2. “Local governmental unit” means a city, village, town, or
county, or any other local governmental unit, as defined in s.
66.0131 (1) (a), but does not include a 1st class city.
(b) A local governmental unit may not enact an ordinance or
adopt a resolution that does any of the following:
1. Imposes any fee or tax on any financial institution in connection with servicing, or enforcing the terms of, a loan.
2. Delays any financial institution in enforcing the terms of a
loan.
3. Affects any financial institution’s servicing, or enforcement of the terms of, a loan.

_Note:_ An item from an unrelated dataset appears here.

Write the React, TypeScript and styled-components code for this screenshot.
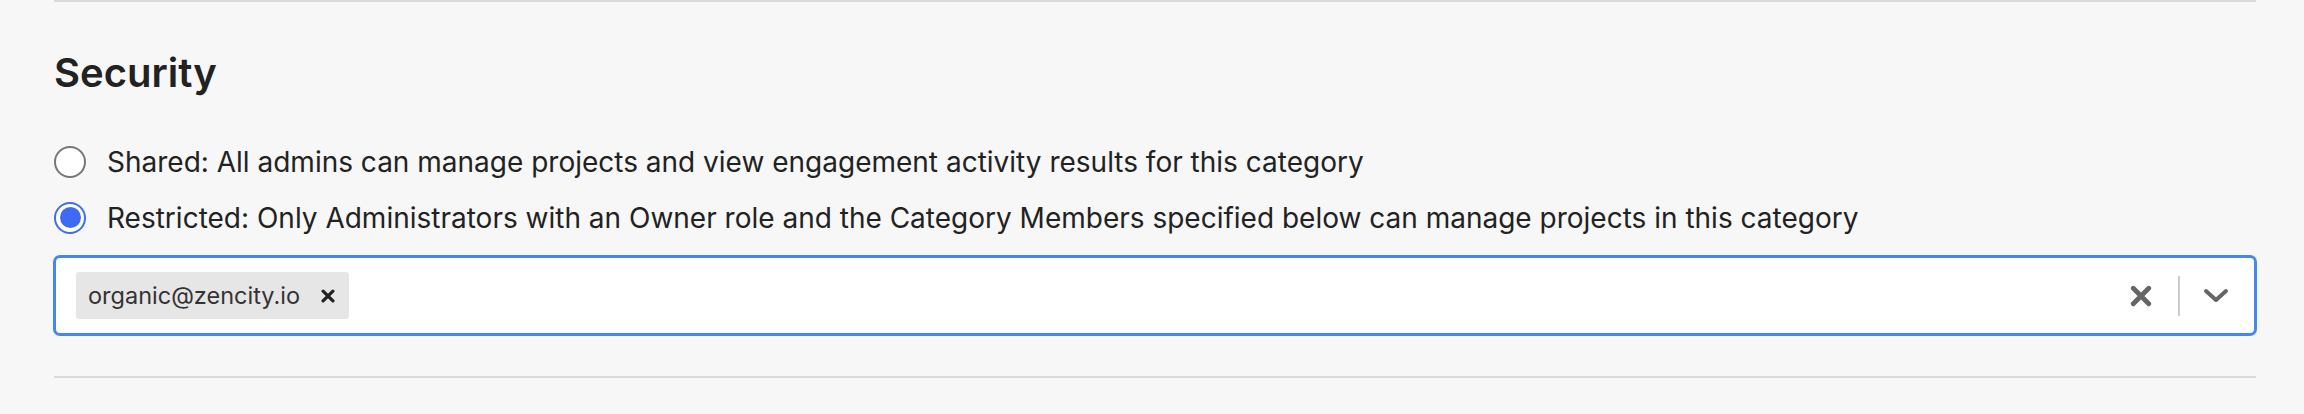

4. Regulates any financial institution with respect to the
lending practices or financial services of the financial institution
as it relates to loans.
(c) If a local governmental unit has in effect on July 2, 2013,
an ordinance or resolution that is inconsistent with par. (b), the
ordinance or resolution does not apply and may not be enforced.
(d) Except in a 1st class city, the servicing of loans and enforcement of loan terms are matters of statewide concern for
which uniformity in regulation is necessary and are subject only
to applicable state and federal laws and not to local regulation.